I felt right cut up, as I had soldiered with him for years in India, and I was going to visit his home if we had the luck to get through together. So you see we were so near but yet so far in a few seconds, and I am one of the lucky ones to be here to tell the tale. Out of the whole of the officers and men who came from India in my splendid battery, you could almost count those who are left on the fingers of your hands. Fighting and disease have taken nearly all of them.

More than once I was nearly “outed” by snipers; but I managed to keep a whole skin. It must be said in all fairness that the Turkish snipers were both plucky and resourceful – snipers were brought in who were found actually in our own lines; and once I was astonished to see a young and pretty Turkish girl brought in as a prisoner. She was a sniper, and had been hanging about our lines for a fortnight. There was no doubt that she was responsible for the death of several good men. We were greatly interested in this young lady, who was sent off to Tenedos.

These Turkish marksmen took every risk like good sportsmen, and we made their acquaintance right at the start, for when we were carrying out our desperate landing snipers were actually potting us from the beach, where they were covered with sand, so that it was almost impossible to see them. After that we got used to see snipers brought in who had painted themselves green, to match the trees and foliage, and others had decked themselves out with branches. It was funny to see some of the beggars, and as they had played a straight game we could not bear them any ill will. It was the Germans who did the dirty tricks.

Now for a few words on how I left the Dardanelles.

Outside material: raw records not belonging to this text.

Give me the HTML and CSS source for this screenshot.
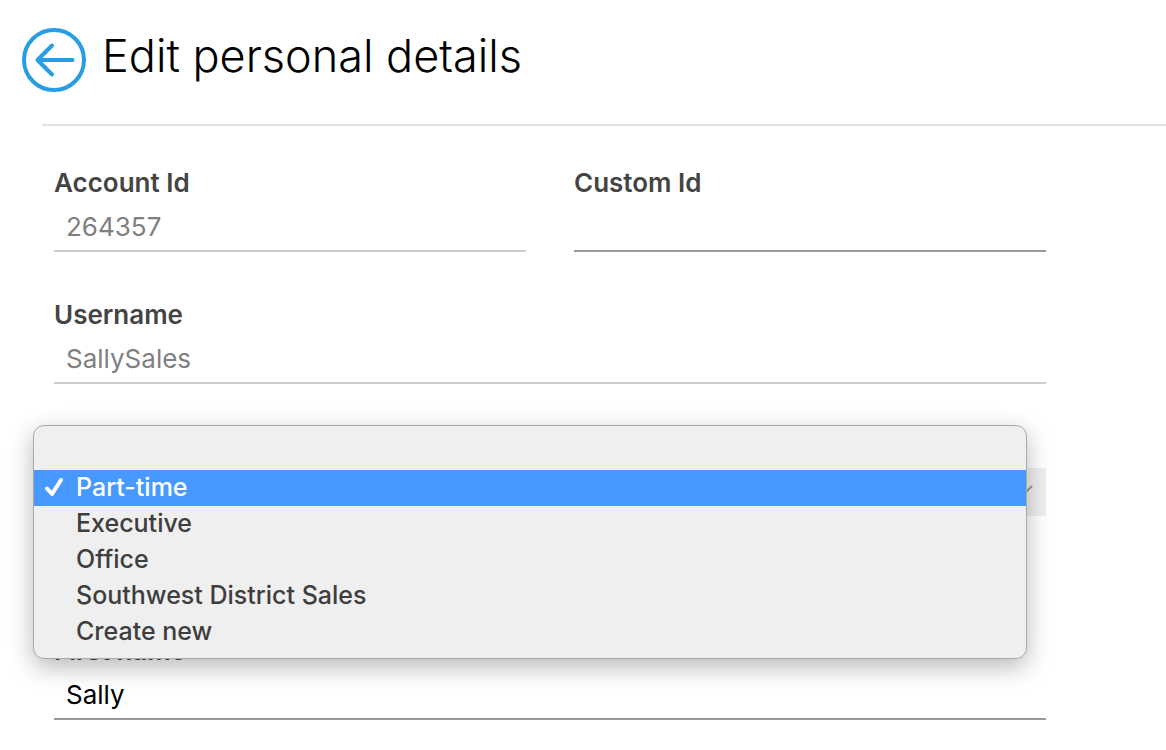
FILE: index.html
```html
<!DOCTYPE html>
<html lang="en">
<head>
<meta charset="utf-8">
<meta name="viewport" content="width=device-width, initial-scale=1">
<title>Edit personal details</title>
<link rel="stylesheet" href="styles.css">
</head>
<body>
<header class="page-header">
  <button class="back" type="button" aria-label="Back">
    <svg class="back-icon" viewBox="0 0 64 64" fill="none" stroke="currentColor" stroke-linecap="round" stroke-linejoin="round" aria-hidden="true">
      <circle cx="32" cy="32" r="30" stroke-width="4"/>
      <path d="M50.500 32H15.500M30 17.500L15.500 32L30 46.500" stroke-width="4"/>
    </svg>
  </button>
  <h1 class="title">Edit personal details</h1>
</header>
<hr class="divider">
<form class="form">
  <div class="field">
    <label class="label" for="account">Account Id</label>
    <input class="input" id="account" type="text" value="264357" disabled>
  </div>
  <div class="field">
    <label class="label" for="custom">Custom Id</label>
    <input class="input" id="custom" type="text">
  </div>
  <div class="field wide">
    <label class="label" for="username">Username</label>
    <input class="input" id="username" type="text" value="SallySales" disabled>
  </div>
  <div class="field wide field-select">
    <select class="select" aria-label="Group">
      <option selected></option>
      <option>Part-time</option>
      <option>Executive</option>
      <option>Office</option>
      <option>Southwest District Sales</option>
      <option>Create new</option>
    </select>
    <svg class="chevron" viewBox="0 0 16 10" fill="none" stroke="currentColor" stroke-width="2" aria-hidden="true"><path d="M2 2L8 8L14 2"/></svg>
    <ul class="menu" role="listbox" aria-label="Group">
      <li class="option" role="option"></li>
      <li class="option selected" role="option" aria-selected="true">
        <svg class="check" viewBox="0 0 20 20" fill="none" stroke="currentColor" stroke-width="4" stroke-linecap="round" stroke-linejoin="round" aria-hidden="true"><path d="M3 11.500L8 17L17 3"/></svg>
        Part-time
      </li>
      <li class="option" role="option">Executive</li>
      <li class="option" role="option">Office</li>
      <li class="option" role="option">Southwest District Sales</li>
      <li class="option" role="option">Create new</li>
    </ul>
  </div>
  <div class="field wide">
    <label class="label" for="first">First name</label>
    <input class="input" id="first" type="text" value="Sally">
  </div>
</form>
</body>
</html>
```
FILE: styles.css
```css
* {
  box-sizing: border-box;
}

body {
  margin: 0;
  background: #fff;
  color: #000;
  font-family: Inter, "Liberation Sans", sans-serif;
  font-size: 26px;
}

.page-header {
  display: flex;
  align-items: center;
  gap: 16px;
  padding: 28px 22px 32px;
}

.back {
  display: block;
  flex: none;
  width: 64px;
  height: 64px;
  padding: 0;
  border: 0;
  border-radius: 50%;
  background: none;
  color: #269de4;
  cursor: pointer;
}

.back-icon {
  display: block;
}

.title {
  margin: 0;
  padding-bottom: 8px;
  font-size: 45px;
  font-weight: 300;
  line-height: 56px;
}

.divider {
  height: 2px;
  margin: 0 0 0 42px;
  border: 0;
  background: #e2e2e2;
}

.form {
  display: grid;
  grid-template-columns: 1fr 1fr;
  gap: 48px;
  padding: 42px 120px 30px 54px;
}

.field {
  display: flex;
  flex-direction: column;
  gap: 6px;
  min-width: 0;
}

.wide {
  grid-column: 1 / -1;
}

.label {
  color: #444;
  font-weight: 600;
  line-height: 30px;
}

.input {
  width: 100%;
  height: 48px;
  padding: 0 12px 2px;
  border: 0;
  border-bottom: 2px solid #999;
  border-radius: 0;
  outline: 0;
  background: none;
  color: #000;
  font: inherit;
}

.input:disabled {
  border-bottom-color: #ccc;
  color: #808080;
}

.field-select {
  position: relative;
  padding-top: 36px;
  margin-bottom: 72px;
}

.select {
  appearance: none;
  width: 100%;
  height: 48px;
  padding: 0 36px 0 12px;
  border: 0;
  border-radius: 0;
  background: #efefef;
  color: #000;
  font: inherit;
}

.chevron {
  position: absolute;
  right: 12px;
  bottom: 22px;
  width: 16px;
  height: 10px;
  color: #999;
}

.menu {
  position: absolute;
  top: -7px;
  left: -21px;
  width: calc(100% + 2px);
  margin: 0;
  padding: 8px 0;
  overflow: hidden;
  list-style: none;
  border: 1px solid #aaa;
  border-radius: 11px;
  background: #efefef;
  box-shadow: 0 8px 24px rgba(0, 0, 0, 0.28);
  color: #3e3e3e;
  font-size: 25px;
  font-weight: 500;
}

.option {
  position: relative;
  height: 36px;
  padding-left: 42px;
  line-height: 34px;
}

.selected {
  background: #4799ff;
  color: #fff;
}

.check {
  position: absolute;
  top: 7px;
  left: 10px;
  width: 20px;
  height: 20px;
}
```
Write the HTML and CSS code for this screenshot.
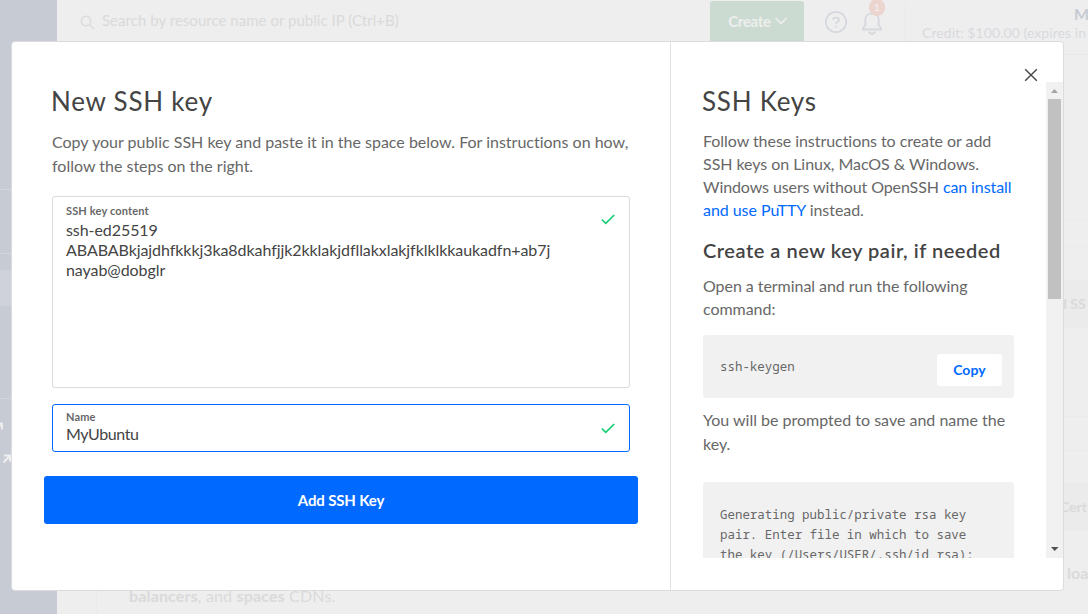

It was about July, when dysentery was at its worst, and quite half my battery were sick with it, all at the same time. It came to my turn to get it, and I was very bad for about three weeks. At last I could stand it no longer, for I could not work without suffering awful pain – it was like two pieces of sandpaper rubbing together in one’s inside, with much vomiting; so I was forced to report sick to our doctor, who was a gentleman and a brave man. He was very kind to me, and did all in his power for my benefit. But it was no good. I had to go to hospital. I thought this would be at a place a few miles away, and I was glad at the prospect of being out of the firing, which was awful to a degree, and to get some quietness; but I found myself at a beach hospital, which was composed of tents and was always under fire. Several shells dropped in on us, causing much damage and loss in life and material. So I was pleased enough when I knew that I was to go on board a hospital ship; gladder still when I knew that I was being carried to a place which was a little safer than Gallipoli, namely, dear old England. There was no room for us at two ports on the way home; but I didn’t mind that. England was quite good enough for me.

We had a fine though sad voyage. It did one good to see the smiles on the faces of the wounded. Though they were in great pain, they were cheered with the thought that they were leaving a hell on earth for a turn in heaven.

That was the bright side of the case; the dark side was that our engines were continually stopped while one of our dear comrades was committed to the deep, where he could get the rest which he had so hardly won – but it was a godsend after what they had suffered.

I can assure the friends of those who are gone, that they were comforted in their last moments by the chaplain and nurses, and were given proper Christian burial as soldiers who had fought the good fight and had fallen in glory.

The brave nurses were like mothers with young children, and deserve the highest praise for what they did for us.